SUPPLIED INFORMATION:
-------

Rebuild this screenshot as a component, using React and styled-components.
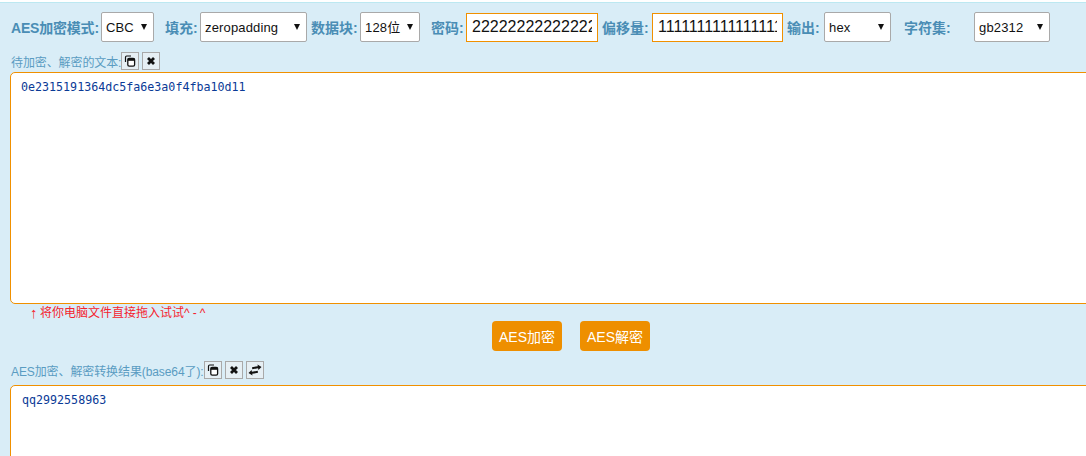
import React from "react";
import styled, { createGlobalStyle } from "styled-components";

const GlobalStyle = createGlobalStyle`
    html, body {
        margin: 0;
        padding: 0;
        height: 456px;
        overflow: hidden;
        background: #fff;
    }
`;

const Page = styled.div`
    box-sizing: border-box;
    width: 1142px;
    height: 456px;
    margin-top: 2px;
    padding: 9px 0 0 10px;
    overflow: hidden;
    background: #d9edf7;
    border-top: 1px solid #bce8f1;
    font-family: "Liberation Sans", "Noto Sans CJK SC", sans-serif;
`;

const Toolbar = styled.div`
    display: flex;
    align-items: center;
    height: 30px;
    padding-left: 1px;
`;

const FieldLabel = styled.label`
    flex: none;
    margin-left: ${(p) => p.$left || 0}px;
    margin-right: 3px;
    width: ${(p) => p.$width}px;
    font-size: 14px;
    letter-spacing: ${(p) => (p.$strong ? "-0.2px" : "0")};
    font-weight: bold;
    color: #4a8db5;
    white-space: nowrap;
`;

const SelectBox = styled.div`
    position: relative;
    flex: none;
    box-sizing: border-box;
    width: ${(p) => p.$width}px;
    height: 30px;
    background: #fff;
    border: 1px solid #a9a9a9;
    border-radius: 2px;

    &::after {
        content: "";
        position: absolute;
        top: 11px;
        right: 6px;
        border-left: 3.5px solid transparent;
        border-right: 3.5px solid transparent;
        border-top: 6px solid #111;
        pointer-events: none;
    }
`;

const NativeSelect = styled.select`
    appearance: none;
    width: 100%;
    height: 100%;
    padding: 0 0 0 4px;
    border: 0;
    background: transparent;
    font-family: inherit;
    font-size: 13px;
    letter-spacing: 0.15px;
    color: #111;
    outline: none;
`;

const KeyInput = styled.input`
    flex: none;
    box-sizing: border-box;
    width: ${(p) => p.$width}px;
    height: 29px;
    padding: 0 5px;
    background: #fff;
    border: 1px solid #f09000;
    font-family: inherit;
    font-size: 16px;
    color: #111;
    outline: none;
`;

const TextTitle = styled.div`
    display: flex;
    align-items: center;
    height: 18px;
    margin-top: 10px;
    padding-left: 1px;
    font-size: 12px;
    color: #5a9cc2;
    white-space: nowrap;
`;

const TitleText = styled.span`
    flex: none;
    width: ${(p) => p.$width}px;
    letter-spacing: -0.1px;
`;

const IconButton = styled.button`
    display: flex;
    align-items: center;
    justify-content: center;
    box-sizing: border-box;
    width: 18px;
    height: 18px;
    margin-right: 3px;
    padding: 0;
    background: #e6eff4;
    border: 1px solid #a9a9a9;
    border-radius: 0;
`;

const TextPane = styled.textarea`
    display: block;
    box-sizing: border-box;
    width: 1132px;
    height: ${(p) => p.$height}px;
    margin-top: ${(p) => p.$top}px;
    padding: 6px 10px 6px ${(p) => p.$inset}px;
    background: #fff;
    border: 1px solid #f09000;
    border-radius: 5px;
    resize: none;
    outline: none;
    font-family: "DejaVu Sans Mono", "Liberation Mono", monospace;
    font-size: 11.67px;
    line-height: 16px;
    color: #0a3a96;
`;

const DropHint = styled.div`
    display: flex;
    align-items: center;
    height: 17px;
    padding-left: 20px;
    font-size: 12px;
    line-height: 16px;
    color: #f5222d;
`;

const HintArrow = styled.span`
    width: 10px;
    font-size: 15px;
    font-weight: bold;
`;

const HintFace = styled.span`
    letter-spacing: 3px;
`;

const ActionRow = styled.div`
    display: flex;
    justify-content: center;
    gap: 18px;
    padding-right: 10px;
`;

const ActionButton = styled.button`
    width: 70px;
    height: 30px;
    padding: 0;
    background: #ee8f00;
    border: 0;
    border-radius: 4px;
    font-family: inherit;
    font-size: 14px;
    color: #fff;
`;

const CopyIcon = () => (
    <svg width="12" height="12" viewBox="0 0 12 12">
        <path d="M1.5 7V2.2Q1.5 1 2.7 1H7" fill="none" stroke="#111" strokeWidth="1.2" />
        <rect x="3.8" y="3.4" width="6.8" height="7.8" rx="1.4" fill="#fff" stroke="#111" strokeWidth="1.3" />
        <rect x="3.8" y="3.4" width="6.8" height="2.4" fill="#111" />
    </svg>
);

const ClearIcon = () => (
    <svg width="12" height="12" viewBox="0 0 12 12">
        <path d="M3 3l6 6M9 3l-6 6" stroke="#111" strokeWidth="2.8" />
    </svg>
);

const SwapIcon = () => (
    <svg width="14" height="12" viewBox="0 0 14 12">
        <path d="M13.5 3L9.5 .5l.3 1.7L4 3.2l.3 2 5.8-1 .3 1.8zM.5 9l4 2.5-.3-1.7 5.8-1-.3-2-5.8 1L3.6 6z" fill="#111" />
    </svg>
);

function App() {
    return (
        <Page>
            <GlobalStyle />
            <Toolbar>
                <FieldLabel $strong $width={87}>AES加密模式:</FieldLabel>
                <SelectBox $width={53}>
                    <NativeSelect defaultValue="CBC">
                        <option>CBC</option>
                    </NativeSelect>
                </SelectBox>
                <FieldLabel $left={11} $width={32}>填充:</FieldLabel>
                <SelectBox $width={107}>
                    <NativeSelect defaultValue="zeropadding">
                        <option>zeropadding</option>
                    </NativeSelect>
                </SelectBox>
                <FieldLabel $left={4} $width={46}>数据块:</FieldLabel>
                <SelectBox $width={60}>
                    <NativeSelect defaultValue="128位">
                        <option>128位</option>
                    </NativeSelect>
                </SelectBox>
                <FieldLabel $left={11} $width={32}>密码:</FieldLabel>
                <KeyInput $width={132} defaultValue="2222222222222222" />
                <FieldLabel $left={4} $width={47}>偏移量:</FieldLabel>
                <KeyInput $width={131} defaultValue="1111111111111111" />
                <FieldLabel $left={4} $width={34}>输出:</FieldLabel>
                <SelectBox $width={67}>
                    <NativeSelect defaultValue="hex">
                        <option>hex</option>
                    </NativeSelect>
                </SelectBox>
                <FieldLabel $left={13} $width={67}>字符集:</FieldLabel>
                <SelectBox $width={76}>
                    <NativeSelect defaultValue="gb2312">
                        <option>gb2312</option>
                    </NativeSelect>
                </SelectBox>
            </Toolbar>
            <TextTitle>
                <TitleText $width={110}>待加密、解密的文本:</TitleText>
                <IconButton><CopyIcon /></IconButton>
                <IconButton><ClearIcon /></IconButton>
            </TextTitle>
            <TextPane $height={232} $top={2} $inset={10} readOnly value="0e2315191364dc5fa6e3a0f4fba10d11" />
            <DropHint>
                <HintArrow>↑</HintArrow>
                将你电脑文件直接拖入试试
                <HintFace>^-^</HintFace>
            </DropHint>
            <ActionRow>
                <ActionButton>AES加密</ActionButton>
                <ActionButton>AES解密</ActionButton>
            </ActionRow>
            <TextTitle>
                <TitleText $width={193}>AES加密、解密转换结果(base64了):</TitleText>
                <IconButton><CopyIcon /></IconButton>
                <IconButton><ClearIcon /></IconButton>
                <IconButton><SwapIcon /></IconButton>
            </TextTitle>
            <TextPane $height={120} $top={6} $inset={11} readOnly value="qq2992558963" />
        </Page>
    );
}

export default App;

-------

SHORT EXERCISE:
Copy all lines from the data that hold the word "components".

FINAL RESULT:
Rebuild this screenshot as a component, using React and styled-components.
import styled, { createGlobalStyle } from "styled-components";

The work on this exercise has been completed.